My favourite posts seem to come from somewhere deep inside my heart.
I don’t know why that surprises me so much, but it does.
Those “sit down, what will I write, I can’t think of anything to write about” posts.
Suddenly out of nowhere on a blank screen, a few words meander lazily into view.
Plodding, belligerent, surly teenagers, they won’t turn their heads to look me straight in the eye. Oh go on your way I want to tell them, go off to the other side of the screen, go and text someone, you’re not what I’m looking for.
But being desperate, I’m willing to try and shake some sort of sense out of them, moving, erasing, typing until they start to behave, finding themselves organized into a post. Worked, edited, crossed out, added to…until the finished post has so little to do with what it looked like at it’s birth that it is unrecognizable.
There have been conversations emailed back and forth among us about blogging, why we do it, how we do it, how we feel about it. What inspires us. And not surprisingly I sometimes find snippets of those conversations to be the catalyst for a new post.
Nothing like typing a email with one hand, while the other is taking cryptic notes that no longer make sense a day later. Partial phrases, misspelt words, I find my thoughts to be so fleeting, slipping through fingers, darting into dark cracks of the winter day…that if I don’t write it down immediately it’s gone.
I’m good at writing down only the titles, ignoring the stacks of thoughts that would flesh out the post, hoping to trigger remembrance when I reread the title again. It never works, I should know better, but I don’t.
Mundane tasks are the best for composing posts thoughtlessly folding laundry, while pondering, musing, writing, editing, and then poof it’s gone.
I need a mental save button…I can dream up, and compose a post in my mind, only to find that I can’t remember a word of what I thought to be so elegant a few minutes later. Lasting about as long as a soap bubble drifting in the air.

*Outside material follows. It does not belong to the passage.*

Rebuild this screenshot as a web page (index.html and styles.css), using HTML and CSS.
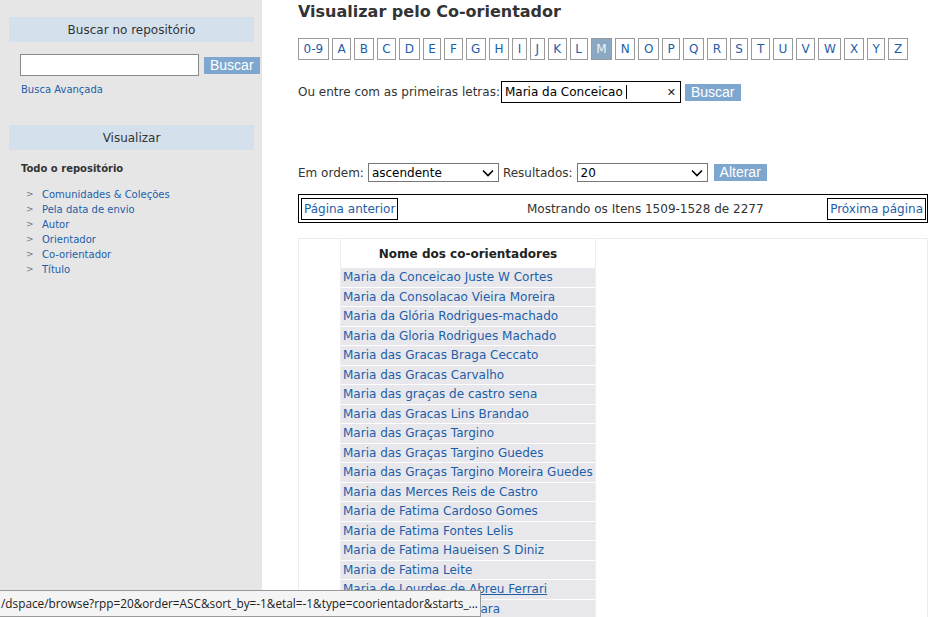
FILE: index.html
```html
<!DOCTYPE html>
<html lang="pt">
<head>
<meta charset="utf-8">
<title>Visualizar pelo Co-orientador</title>
<link rel="stylesheet" href="styles.css">
</head>
<body>
<div class="page">
  <aside class="sidebar">
    <h3 class="side-head">Buscar no repositório</h3>
    <div class="side-search">
      <input class="side-input" type="text">
      <button class="btn">Buscar</button>
    </div>
    <a class="adv" href="#">Busca Avançada</a>
    <h3 class="side-head side-head2">Visualizar</h3>
    <div class="side-sub">Todo o repositório</div>
    <ul class="side-list">
      <li><a href="#">Comunidades &amp; Coleções</a></li>
      <li><a href="#">Pela data de envio</a></li>
      <li><a href="#">Autor</a></li>
      <li><a href="#">Orientador</a></li>
      <li><a href="#">Co-orientador</a></li>
      <li><a href="#">Título</a></li>
    </ul>
  </aside>
  <main class="main">
    <h1 class="title">Visualizar pelo Co-orientador</h1>
    <div class="letters">
      <a href="#">0-9</a><a href="#">A</a><a href="#">B</a><a href="#">C</a><a href="#">D</a><a href="#">E</a><a href="#">F</a><a href="#">G</a><a href="#">H</a><a href="#">I</a><a href="#">J</a><a href="#">K</a><a href="#">L</a><a href="#" class="active">M</a><a href="#">N</a><a href="#">O</a><a href="#">P</a><a href="#">Q</a><a href="#">R</a><a href="#">S</a><a href="#">T</a><a href="#">U</a><a href="#">V</a><a href="#">W</a><a href="#">X</a><a href="#">Y</a><a href="#">Z</a>
    </div>
    <div class="starts">
      <span>Ou entre com as primeiras letras:</span>
      <div class="starts-input"><span class="val">Maria da Conceicao</span><span class="caret"></span><span class="clear">✕</span></div>
      <button class="btn">Buscar</button>
    </div>
    <div class="order">
      <span>Em ordem:</span>
      <div class="sel sel-order"><span>ascendente</span><svg width="12" height="8" viewBox="0 0 12 8"><path d="M1 1.5 L6 6.5 L11 1.5" fill="none" stroke="#000" stroke-width="1.6"/></svg></div>
      <span>Resultados:</span>
      <div class="sel sel-rpp"><span>20</span><svg width="12" height="8" viewBox="0 0 12 8"><path d="M1 1.5 L6 6.5 L11 1.5" fill="none" stroke="#000" stroke-width="1.6"/></svg></div>
      <button class="btn">Alterar</button>
    </div>
    <div class="nav">
      <a href="#" class="navlink">Página anterior</a>
      <span class="showing">Mostrando os Itens 1509-1528 de 2277</span>
      <a href="#" class="navlink">Próxima página</a>
    </div>
    <div class="results">
      <table class="names">
        <thead><tr><th>Nome dos co-orientadores</th></tr></thead>
        <tbody>
          <tr><td><a href="#">Maria da Conceicao Juste W Cortes</a></td></tr>
          <tr><td><a href="#">Maria da Consolacao Vieira Moreira</a></td></tr>
          <tr><td><a href="#">Maria da Glória Rodrigues-machado</a></td></tr>
          <tr><td><a href="#">Maria da Gloria Rodrigues Machado</a></td></tr>
          <tr><td><a href="#">Maria das Gracas Braga Ceccato</a></td></tr>
          <tr><td><a href="#">Maria das Gracas Carvalho</a></td></tr>
          <tr><td><a href="#">Maria das graças de castro sena</a></td></tr>
          <tr><td><a href="#">Maria das Gracas Lins Brandao</a></td></tr>
          <tr><td><a href="#">Maria das Graças Targino</a></td></tr>
          <tr><td><a href="#">Maria das Graças Targino Guedes</a></td></tr>
          <tr><td><a href="#">Maria das Graças Targino Moreira Guedes</a></td></tr>
          <tr><td><a href="#">Maria das Merces Reis de Castro</a></td></tr>
          <tr><td><a href="#">Maria de Fatima Cardoso Gomes</a></td></tr>
          <tr><td><a href="#">Maria de Fatima Fontes Lelis</a></td></tr>
          <tr><td><a href="#">Maria de Fatima Haueisen S Diniz</a></td></tr>
          <tr><td><a href="#">Maria de Fatima Leite</a></td></tr>
          <tr><td><a href="#" class="ul">Maria de Lourdes de Abreu Ferrari</a></td></tr>
          <tr><td><a href="#">Maria de Lourdes Massara</a></td></tr>
        </tbody>
      </table>
    </div>
  </main>
</div>
<div class="status">/dspace/browse?rpp=20&amp;order=ASC&amp;sort_by=-1&amp;etal=-1&amp;type=coorientador&amp;starts_...</div>
</body>
</html>
```

FILE: styles.css
```css
html, body {
  margin: 0;
  padding: 0;
  height: 100%;
  overflow: hidden;
  background: #fff;
}
body {
  font-family: "DejaVu Sans", Verdana, sans-serif;
  color: #333;
  font-size: 12px;
}
a { color: #1d5ea8; text-decoration: none; }
.page {
  display: flex;
  min-height: 617px;
}
.sidebar {
  width: 262px;
  flex: 0 0 262px;
  background: #e6e6e6;
  padding-top: 17px;
  box-sizing: border-box;
}
.side-head {
  margin: 0 8px 0 9px;
  height: 25px;
  line-height: 26px;
  background: #d4e1ec;
  text-align: center;
  font-weight: normal;
  font-size: 12px;
  color: #333;
}
.side-search {
  display: flex;
  align-items: center;
  margin: 12px 0 0 20px;
}
.side-input {
  width: 179px;
  height: 22px;
  box-sizing: border-box;
  border: 1px solid #8a8a8a;
  padding: 0;
  margin: 0 5px 0 0;
  background: #fff;
}
.btn {
  background: #7ea7cf;
  color: #fff;
  border: none;
  font-family: "Liberation Sans", Arial, sans-serif;
  font-size: 14px;
  height: 17px;
  line-height: 17px;
  padding: 0 6px;
  margin: 0;
}
.adv {
  display: block;
  margin: 7px 0 0 21px;
  font-size: 10px;
  line-height: 13px;
}
.side-head2 { margin-top: 29px; }
.side-sub {
  margin: 12px 0 0 21px;
  font-weight: bold;
  font-size: 10px;
  line-height: 14px;
}
.side-list {
  list-style: none;
  margin: 11px 0 0 0;
  padding: 0 0 0 26px;
}
.side-list li {
  font-size: 10px;
  line-height: 15px;
  display: flex;
}
.side-list li::before {
  content: ">";
  color: #777;
  width: 16px;
  font-size: 9px;
}
.main {
  flex: 1;
  padding-left: 36px;
  padding-right: 9px;
}
.title {
  margin: 1px 0 0 0;
  font-size: 16px;
  line-height: 22px;
  color: #333;
}
.letters {
  display: flex;
  gap: 3px;
  margin-top: 15px;
}
.letters a {
  display: block;
  flex: 0 0 auto;
  white-space: nowrap;
  border: 1px solid #9a9a9a;
  height: 20px;
  line-height: 20px;
  padding: 0 4.6px;
  font-size: 12px;
  color: #1d5ea8;
}
.letters a.active {
  background: #8aa8c2;
  color: #eef3f8;
}
.starts {
  display: flex;
  align-items: center;
  margin-top: 21px;
  font-size: 12px;
}
.starts-input {
  display: flex;
  align-items: center;
  width: 180px;
  height: 22px;
  box-sizing: border-box;
  border: 1px solid #000;
  margin: 0 4px 0 1px;
  padding: 0 4px 0 3px;
  color: #000;
}
.starts-input .caret {
  width: 1px;
  height: 14px;
  background: #000;
  margin-left: 3px;
}
.starts-input .clear {
  margin-left: auto;
  font-size: 11px;
  color: #222;
}
.order {
  display: flex;
  align-items: center;
  gap: 4px;
  margin-top: 60px;
  font-size: 12px;
}
.sel {
  display: flex;
  align-items: center;
  justify-content: space-between;
  height: 19px;
  box-sizing: border-box;
  border: 1px solid #777;
  padding: 0 4px 0 3px;
  color: #000;
  background: #fff;
}
.sel-order { width: 131px; }
.sel-rpp { width: 131px; }
.order .btn { margin-left: 2px; }
.nav {
  display: flex;
  align-items: center;
  margin-top: 12px;
  height: 29px;
  box-sizing: border-box;
  border: 1px solid #000;
  padding: 0 1px 0 2px;
  width: 630px;
  font-size: 12px;
}
.showing {
  flex: 1;
  text-align: center;
  padding-left: 65px;
}
.navlink {
  border: 1px solid #000;
  padding: 0 2px;
  height: 20px;
  line-height: 20px;
}
.results {
  margin-top: 15px;
  width: 630px;
  box-sizing: border-box;
  border: 1px solid #ececec;
  border-bottom: none;
  padding: 0 0 0 41px;
  height: 400px;
}
.names {
  border-collapse: separate;
  border-spacing: 0 1px;
  width: 256px;
  border-left: 1px solid #efefef;
  border-right: 1px solid #efefef;
}
.names th {
  font-size: 12px;
  font-weight: bold;
  height: 27px;
  padding: 0;
  text-align: center;
  color: #222;
}
.names td {
  background: #e8e8ec;
  height: 18.5px;
  padding: 0 0 0 2px;
  font-size: 12px;
  white-space: nowrap;
}
.names a.ul { text-decoration: underline; }
.status {
  position: fixed;
  left: 0;
  bottom: 0;
  width: 481px;
  height: 27px;
  box-sizing: border-box;
  background: #f4f4f4;
  border: 1px solid #9a9a9a;
  border-left: none;
  padding: 0 0 0 1px;
  line-height: 25px;
  font-family: "Open Sans", "Liberation Sans", sans-serif;
  font-size: 11.8px;
  color: #222;
  white-space: nowrap;
  overflow: hidden;
}
```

Inspiration is the key, what makes your heart beat a little faster will more then likely capture someone else’s interest also.
Being a visual person, I need to write posts inspired by the images I have taken, each jpeg tells a story, shows a emotion, describes a thought.
When I don’t take the camera out I feel deprived of something to express my creativity.
To compensate the brain creates posts out of comments, emails, brief ideas that are strung on the clothesline of the brain, tweaking, and imagining until the the laundry is dry and put away. Creativity aired out, gone, with only a subtle whiff of lavender in the air.
The belligerent teenaged words all grown up and now turned into a organized blog post.